* [Task objective]:
Include in the output exactly the lines from the opening of the data through the line containing "string; bold?: boolean;", and nothing more.

* [Material provided]:
════════════════════
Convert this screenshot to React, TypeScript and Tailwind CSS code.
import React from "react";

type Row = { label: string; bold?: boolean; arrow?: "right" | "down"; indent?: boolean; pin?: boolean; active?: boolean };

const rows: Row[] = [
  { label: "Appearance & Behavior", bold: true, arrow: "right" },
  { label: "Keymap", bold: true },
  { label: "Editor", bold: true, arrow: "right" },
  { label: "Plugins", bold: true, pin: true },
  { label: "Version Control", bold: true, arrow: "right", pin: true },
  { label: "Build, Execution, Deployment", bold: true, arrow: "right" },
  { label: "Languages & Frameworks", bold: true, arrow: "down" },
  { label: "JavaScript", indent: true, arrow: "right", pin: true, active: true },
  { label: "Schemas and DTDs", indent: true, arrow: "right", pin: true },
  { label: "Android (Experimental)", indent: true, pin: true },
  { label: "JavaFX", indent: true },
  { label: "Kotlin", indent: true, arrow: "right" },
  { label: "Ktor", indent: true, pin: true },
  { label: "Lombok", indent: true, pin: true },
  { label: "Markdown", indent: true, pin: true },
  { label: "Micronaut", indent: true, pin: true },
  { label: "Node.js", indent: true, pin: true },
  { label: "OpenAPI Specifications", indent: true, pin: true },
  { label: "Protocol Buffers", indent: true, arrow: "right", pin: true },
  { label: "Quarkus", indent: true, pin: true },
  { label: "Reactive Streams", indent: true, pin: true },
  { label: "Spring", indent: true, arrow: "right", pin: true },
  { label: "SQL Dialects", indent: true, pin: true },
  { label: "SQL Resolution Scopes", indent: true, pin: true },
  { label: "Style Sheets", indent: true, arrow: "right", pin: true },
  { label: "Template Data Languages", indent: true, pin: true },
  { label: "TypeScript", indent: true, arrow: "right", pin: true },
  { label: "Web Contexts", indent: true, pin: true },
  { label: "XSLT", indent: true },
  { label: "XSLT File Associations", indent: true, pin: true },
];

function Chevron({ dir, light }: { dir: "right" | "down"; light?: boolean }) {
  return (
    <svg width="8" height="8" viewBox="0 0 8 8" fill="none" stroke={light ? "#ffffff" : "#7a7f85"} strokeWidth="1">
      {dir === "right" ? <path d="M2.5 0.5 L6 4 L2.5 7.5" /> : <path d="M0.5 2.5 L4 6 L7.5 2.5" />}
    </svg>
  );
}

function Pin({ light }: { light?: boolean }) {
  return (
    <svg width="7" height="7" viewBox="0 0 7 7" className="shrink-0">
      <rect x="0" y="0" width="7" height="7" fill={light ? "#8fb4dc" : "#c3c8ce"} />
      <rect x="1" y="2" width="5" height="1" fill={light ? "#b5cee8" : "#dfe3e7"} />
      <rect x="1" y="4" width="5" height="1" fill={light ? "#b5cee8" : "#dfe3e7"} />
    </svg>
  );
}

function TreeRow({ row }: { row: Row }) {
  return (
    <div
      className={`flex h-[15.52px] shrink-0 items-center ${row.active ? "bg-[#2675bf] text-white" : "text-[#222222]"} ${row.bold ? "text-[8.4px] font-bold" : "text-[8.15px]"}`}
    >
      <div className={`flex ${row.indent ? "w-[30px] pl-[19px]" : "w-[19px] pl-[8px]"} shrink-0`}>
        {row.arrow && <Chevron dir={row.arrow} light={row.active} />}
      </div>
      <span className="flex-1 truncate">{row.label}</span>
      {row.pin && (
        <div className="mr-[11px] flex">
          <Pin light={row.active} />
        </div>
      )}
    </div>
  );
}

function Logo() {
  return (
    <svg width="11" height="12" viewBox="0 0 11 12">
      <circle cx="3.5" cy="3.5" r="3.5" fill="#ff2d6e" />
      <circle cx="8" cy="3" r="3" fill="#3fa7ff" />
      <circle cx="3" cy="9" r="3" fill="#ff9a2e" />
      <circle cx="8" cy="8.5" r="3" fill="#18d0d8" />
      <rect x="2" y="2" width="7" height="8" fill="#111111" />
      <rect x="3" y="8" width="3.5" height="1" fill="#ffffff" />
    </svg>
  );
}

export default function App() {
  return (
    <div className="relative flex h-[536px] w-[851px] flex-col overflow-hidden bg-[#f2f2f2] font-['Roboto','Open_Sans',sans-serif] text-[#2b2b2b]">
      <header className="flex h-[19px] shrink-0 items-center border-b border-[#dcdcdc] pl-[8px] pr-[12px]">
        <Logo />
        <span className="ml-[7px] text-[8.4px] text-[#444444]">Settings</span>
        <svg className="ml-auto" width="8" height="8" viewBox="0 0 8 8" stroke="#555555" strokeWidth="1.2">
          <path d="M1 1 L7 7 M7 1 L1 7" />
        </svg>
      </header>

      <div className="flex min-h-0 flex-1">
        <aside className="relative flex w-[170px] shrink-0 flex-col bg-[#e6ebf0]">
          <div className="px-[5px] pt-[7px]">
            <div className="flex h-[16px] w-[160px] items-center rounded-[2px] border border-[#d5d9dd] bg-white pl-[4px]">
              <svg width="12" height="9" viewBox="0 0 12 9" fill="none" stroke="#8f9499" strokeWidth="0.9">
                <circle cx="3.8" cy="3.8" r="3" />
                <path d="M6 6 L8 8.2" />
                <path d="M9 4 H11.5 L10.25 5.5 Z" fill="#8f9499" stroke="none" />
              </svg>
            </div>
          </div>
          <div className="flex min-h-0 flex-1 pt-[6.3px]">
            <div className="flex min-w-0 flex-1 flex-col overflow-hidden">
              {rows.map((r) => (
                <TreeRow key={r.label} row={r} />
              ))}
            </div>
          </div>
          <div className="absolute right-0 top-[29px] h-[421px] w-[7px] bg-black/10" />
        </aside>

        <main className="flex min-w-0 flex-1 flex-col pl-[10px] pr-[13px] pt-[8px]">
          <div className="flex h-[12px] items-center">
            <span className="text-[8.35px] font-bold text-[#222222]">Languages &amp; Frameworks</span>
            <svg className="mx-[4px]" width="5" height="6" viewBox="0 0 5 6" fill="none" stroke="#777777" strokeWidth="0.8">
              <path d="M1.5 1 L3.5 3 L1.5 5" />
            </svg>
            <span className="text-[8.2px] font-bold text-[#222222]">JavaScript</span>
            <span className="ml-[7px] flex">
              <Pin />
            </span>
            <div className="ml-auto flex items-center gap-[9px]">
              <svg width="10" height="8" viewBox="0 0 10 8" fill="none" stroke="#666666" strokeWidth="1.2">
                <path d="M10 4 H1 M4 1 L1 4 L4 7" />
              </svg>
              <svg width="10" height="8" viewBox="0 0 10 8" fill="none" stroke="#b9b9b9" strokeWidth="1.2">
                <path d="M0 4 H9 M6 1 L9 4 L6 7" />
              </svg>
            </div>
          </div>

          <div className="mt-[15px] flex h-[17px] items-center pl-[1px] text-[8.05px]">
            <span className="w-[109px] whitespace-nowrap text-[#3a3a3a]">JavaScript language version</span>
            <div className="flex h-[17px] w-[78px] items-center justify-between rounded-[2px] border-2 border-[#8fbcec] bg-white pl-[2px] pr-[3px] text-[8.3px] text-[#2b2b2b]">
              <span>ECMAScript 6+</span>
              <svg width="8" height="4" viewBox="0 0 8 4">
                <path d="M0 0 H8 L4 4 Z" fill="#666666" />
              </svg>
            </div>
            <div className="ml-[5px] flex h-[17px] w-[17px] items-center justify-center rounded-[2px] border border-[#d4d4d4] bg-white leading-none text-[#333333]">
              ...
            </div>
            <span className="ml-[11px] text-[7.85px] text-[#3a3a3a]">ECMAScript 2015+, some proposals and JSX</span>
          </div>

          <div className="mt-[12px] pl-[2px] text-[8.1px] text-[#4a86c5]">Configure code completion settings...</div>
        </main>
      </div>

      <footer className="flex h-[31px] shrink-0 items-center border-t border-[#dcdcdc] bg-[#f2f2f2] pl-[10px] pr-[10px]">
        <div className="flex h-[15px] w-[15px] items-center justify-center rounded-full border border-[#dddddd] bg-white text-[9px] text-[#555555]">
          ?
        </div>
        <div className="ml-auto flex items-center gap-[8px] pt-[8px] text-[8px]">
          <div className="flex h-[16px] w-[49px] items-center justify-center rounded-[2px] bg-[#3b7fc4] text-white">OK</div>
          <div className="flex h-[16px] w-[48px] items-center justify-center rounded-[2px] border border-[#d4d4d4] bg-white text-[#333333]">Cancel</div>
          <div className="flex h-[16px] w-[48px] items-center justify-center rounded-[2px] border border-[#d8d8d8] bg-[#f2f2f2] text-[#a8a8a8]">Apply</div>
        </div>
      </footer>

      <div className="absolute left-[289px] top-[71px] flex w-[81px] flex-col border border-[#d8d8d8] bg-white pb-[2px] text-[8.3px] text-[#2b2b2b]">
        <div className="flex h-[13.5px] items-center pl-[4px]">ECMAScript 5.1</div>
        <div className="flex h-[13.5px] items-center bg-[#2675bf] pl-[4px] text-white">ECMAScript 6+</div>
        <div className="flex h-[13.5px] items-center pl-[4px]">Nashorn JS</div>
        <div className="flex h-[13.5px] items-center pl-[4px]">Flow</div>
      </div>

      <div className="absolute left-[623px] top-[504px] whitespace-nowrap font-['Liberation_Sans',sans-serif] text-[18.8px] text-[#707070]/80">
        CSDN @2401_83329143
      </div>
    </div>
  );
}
════════════════════
* [Output below]:
Convert this screenshot to React, TypeScript and Tailwind CSS code.
import React from "react";

type Row = { label: string; bold?: boolean; arrow?: "right" | "down"; indent?: boolean; pin?: boolean; active?: boolean };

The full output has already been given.